Después de ser desterrado por el emperador por asistir a la boda no autorizada de su propio sobrino, hijo de un comunero, Garcilaso acabó recalando en Nápoles, entonces parte del imperio español, como hombre de confianza del virrey Pedro de Toledo. La situación de los efectivos militares de la zona era desastrosa como consecuencia de la falta de recursos y a Garcilaso se le encomienda la tarea de recomponer el ejército.
Paralelamente, entra en contacto con la red de espías y agentes secretos de Alfonso Castriota, marqués de Atripalda, un noble de origen albanés afincado en la zona. “Atripalda era un personaje estrafalario, con el pelo largo, la barba teñida, que manejaba una tupida red de informadores, entre los que se encontraban albaneses, conocedores del idioma turco, como él, soldados otomanos, cristianos renegados y apresados o viajeros”, señala Fosalba.
En la primera mitad del siglo XVI, el imperio otomano estaba enzarzado en una lucha geoestratégica con el emperador Carlos V que tenía como telón de fondo la hegemonía sobre Italia, así como sobre el Mediterráneo y el control de algunas de las principales rutas comerciales entre Europa y Asia. Cuando el virrey Pedro de Toledo llegó junto a Garcilaso a Nápoles, en noviembre de 1532, uno de sus principales cometidos era proteger toda la costa sur de Italia, muy expuesta al enemigo por las citadas carencias militares. Tal vez la mayor de aquellas carencias fuera la de una armada propia, extremadamente necesaria en aquel contexto, pero las precarias arcas del emperador no podían permitírsela.

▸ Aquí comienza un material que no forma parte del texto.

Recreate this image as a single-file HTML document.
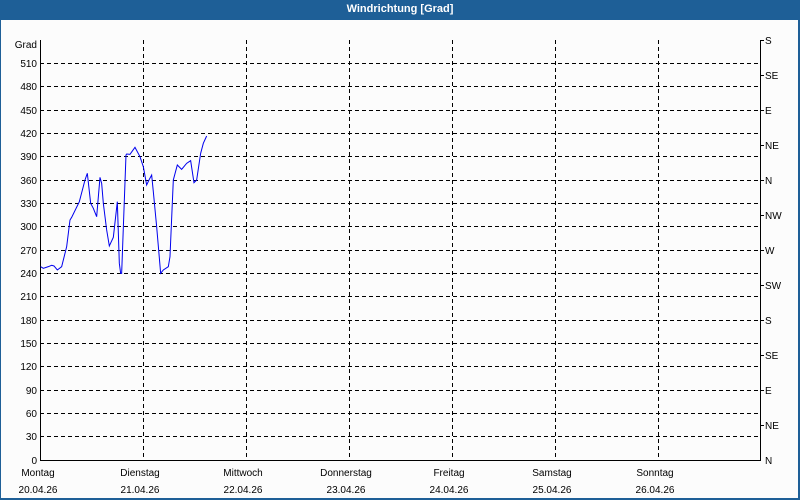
<!DOCTYPE html>
<html><head><meta charset="utf-8"><style>
html,body{margin:0;padding:0}
body{width:800px;height:500px;position:relative;background:#1e5f97;font-family:"Liberation Sans",sans-serif;overflow:hidden}
.inner{position:absolute;left:1px;top:20px;width:797px;height:478px;background:#fcfcfc}
.title{position:absolute;left:0;top:0;width:800px;height:20px;line-height:18px;text-align:center;color:#fff;font-weight:bold;font-size:11px}
svg{position:absolute;left:0;top:0}
text{font-family:"Liberation Sans",sans-serif;font-size:10px;fill:#000}
</style></head><body>
<div class="title">Windrichtung [Grad]</div>
<div class="inner"></div>
<svg width="800" height="500">
<g stroke="#000" stroke-width="1" stroke-dasharray="4,3" fill="none" shape-rendering="crispEdges">
<line x1="40" y1="63.5" x2="760" y2="63.5"/><line x1="40" y1="86.5" x2="760" y2="86.5"/><line x1="40" y1="110.5" x2="760" y2="110.5"/><line x1="40" y1="133.5" x2="760" y2="133.5"/><line x1="40" y1="156.5" x2="760" y2="156.5"/><line x1="40" y1="180.5" x2="760" y2="180.5"/><line x1="40" y1="203.5" x2="760" y2="203.5"/><line x1="40" y1="226.5" x2="760" y2="226.5"/><line x1="40" y1="250.5" x2="760" y2="250.5"/><line x1="40" y1="273.5" x2="760" y2="273.5"/><line x1="40" y1="296.5" x2="760" y2="296.5"/><line x1="40" y1="320.5" x2="760" y2="320.5"/><line x1="40" y1="343.5" x2="760" y2="343.5"/><line x1="40" y1="366.5" x2="760" y2="366.5"/><line x1="40" y1="390.5" x2="760" y2="390.5"/><line x1="40" y1="413.5" x2="760" y2="413.5"/><line x1="40" y1="436.5" x2="760" y2="436.5"/>
<line x1="143.5" y1="40" x2="143.5" y2="460"/><line x1="246.5" y1="40" x2="246.5" y2="460"/><line x1="349.5" y1="40" x2="349.5" y2="460"/><line x1="452.5" y1="40" x2="452.5" y2="460"/><line x1="555.5" y1="40" x2="555.5" y2="460"/><line x1="658.5" y1="40" x2="658.5" y2="460"/>
</g>
<g stroke="#000" stroke-width="1" fill="none" shape-rendering="crispEdges">
<polyline points="40.5,40 40.5,460.5 760.5,460.5 760.5,40"/>
<line x1="760" y1="40.5" x2="764" y2="40.5"/><line x1="760" y1="75.5" x2="764" y2="75.5"/><line x1="760" y1="110.5" x2="764" y2="110.5"/><line x1="760" y1="145.5" x2="764" y2="145.5"/><line x1="760" y1="180.5" x2="764" y2="180.5"/><line x1="760" y1="215.5" x2="764" y2="215.5"/><line x1="760" y1="250.5" x2="764" y2="250.5"/><line x1="760" y1="285.5" x2="764" y2="285.5"/><line x1="760" y1="320.5" x2="764" y2="320.5"/><line x1="760" y1="355.5" x2="764" y2="355.5"/><line x1="760" y1="390.5" x2="764" y2="390.5"/><line x1="760" y1="425.5" x2="764" y2="425.5"/>
</g>
<g transform="translate(30,120) scale(0.3333)">
<polyline fill="none" stroke="#0000ee" stroke-width="1" vector-effect="non-scaling-stroke" points="32,440 40,445 55,440 65,436 72,438 82,450 95,440 110,380 120,300 125,292 148,245 165,180 172,160 182,250 190,265 200,290 210,172 215,190 220,250 230,330 238,378 250,352 262,245 268,430 272,460 275,460 288,105 290,102 300,103 315,82 330,110 340,140 350,195 358,178 365,165 370,215 380,320 392,460 400,450 415,440 420,410 430,180 442,135 455,148 470,130 482,122 492,188 500,180 512,100 520,70 530,48"/>
</g>
<g text-anchor="end">
<text x="37" y="48">Grad</text>
<text x="37" y="67">510</text><text x="37" y="90">480</text><text x="37" y="114">450</text><text x="37" y="137">420</text><text x="37" y="160">390</text><text x="37" y="184">360</text><text x="37" y="207">330</text><text x="37" y="230">300</text><text x="37" y="254">270</text><text x="37" y="277">240</text><text x="37" y="300">210</text><text x="37" y="324">180</text><text x="37" y="347">150</text><text x="37" y="370">120</text><text x="37" y="394">90</text><text x="37" y="417">60</text><text x="37" y="440">30</text><text x="37" y="464">0</text>
</g>
<g>
<text x="765" y="44">S</text><text x="765" y="79">SE</text><text x="765" y="114">E</text><text x="765" y="149">NE</text><text x="765" y="184">N</text><text x="765" y="219">NW</text><text x="765" y="254">W</text><text x="765" y="289">SW</text><text x="765" y="324">S</text><text x="765" y="359">SE</text><text x="765" y="394">E</text><text x="765" y="429">NE</text><text x="765" y="464">N</text>
</g>
<g text-anchor="middle">
<text x="38" y="476">Montag</text><text x="38" y="493">20.04.26</text>
<text x="140" y="476">Dienstag</text><text x="140" y="493">21.04.26</text>
<text x="243" y="476">Mittwoch</text><text x="243" y="493">22.04.26</text>
<text x="346" y="476">Donnerstag</text><text x="346" y="493">23.04.26</text>
<text x="449" y="476">Freitag</text><text x="449" y="493">24.04.26</text>
<text x="552" y="476">Samstag</text><text x="552" y="493">25.04.26</text>
<text x="655" y="476">Sonntag</text><text x="655" y="493">26.04.26</text>
</g>
</svg>
</body></html>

Desde la primavera de 1534 se sabía que navegaba hacia Italia una gigantesca armada capitaneada por Barbarroja, el temible pirata otomano, pesadilla del imperio español, confabulado con el sultán Soleimán I. Sin embargo, el virrey consideró que ese año el Turco no llegaría y bajó la guardia. La realidad le contradijo: a los pocos días, el corsario se dirigió a la región al frente de su flota de 70 galeras y 12 fustas, cruzó el estrecho de Mesina, entre la península italiana y la isla de Sicilia, y realizó numerosas incursiones en la costa italiana sin encontrar oposición alguna.
Asoló la costa de Calabria, destruyó el puerto de Cetraro y las naves que en él se encontraban, pasó de largo por la isla de Capri, quemó Procida y bombardeó varias plazas del golfo de Nápoles. Hubo lugares en los que las escasas fuerzas defensivas salieron corriendo, dejando vía libre al saqueo. Un desastre previsible, pero no por ello menos traumático.
Incluso Barbarroja asaltó la ciudad de Fondi, en la costa del Lacio, donde se encontraba la que se decía que era la mujer más bella de Italia, la joven viuda Julia Gonzaga, a la que el pirata se proponía raptar para ingresarla en el harén del sultán. Sin éxito: Gonzaga logró escapar cabalgando semidesnuda por la noche. Después de esta campaña, Barbarroja viajó al sur y conquistó Túnez. En ese momento se empezó a fraguar el acopio de una armada española para alejar el peligro que suponía el pertinaz corsario y que lucharía en la famosa campaña de Túnez. La plaza se recuperó en el verano de 1535, en una empresa que sumó todas las fuerzas disponibles para lograr la revancha y ensalzar así la imagen del emperador Carlos V como protector de la Cristiandad.
Regreso a la patria
Después de esta catástrofe hubo que rendir cuentas ante el emperador, cuya corte en ese momento se encontraba en Palencia. Garcilaso fue la persona elegida por el virrey para defender su gestión frente a Carlos V. Prefirieron hacerlo oralmente que con un texto que después pudiera ser utilizado en su contra. Garcilaso tuvo que suavizar tensiones y aportar toda la información que había recabado de los servicios secretos y que había memorizado. Viajó a España a pesar de haber caído en desgracia y del destierro que pesaba sobre su figura. “Garcilaso estaba más apegado a su tierra toledana de lo que se ha considerado y, desde el destierro, se multiplicó para hacer méritos ante el emperador con el objetivo de que le concediera el perdón y así regresar a su añorado Tajo”, dice Fosalba. Pero murió prematuramente en 1536. No era su primera misión de este tipo: el poeta ya había realizado labores de espionaje previamente en Francia, enviado a comprobar el trato que le dispensaba el rey de Francia, Francisco I, a su esposa Leonor de Austria, hermana de Carlos V.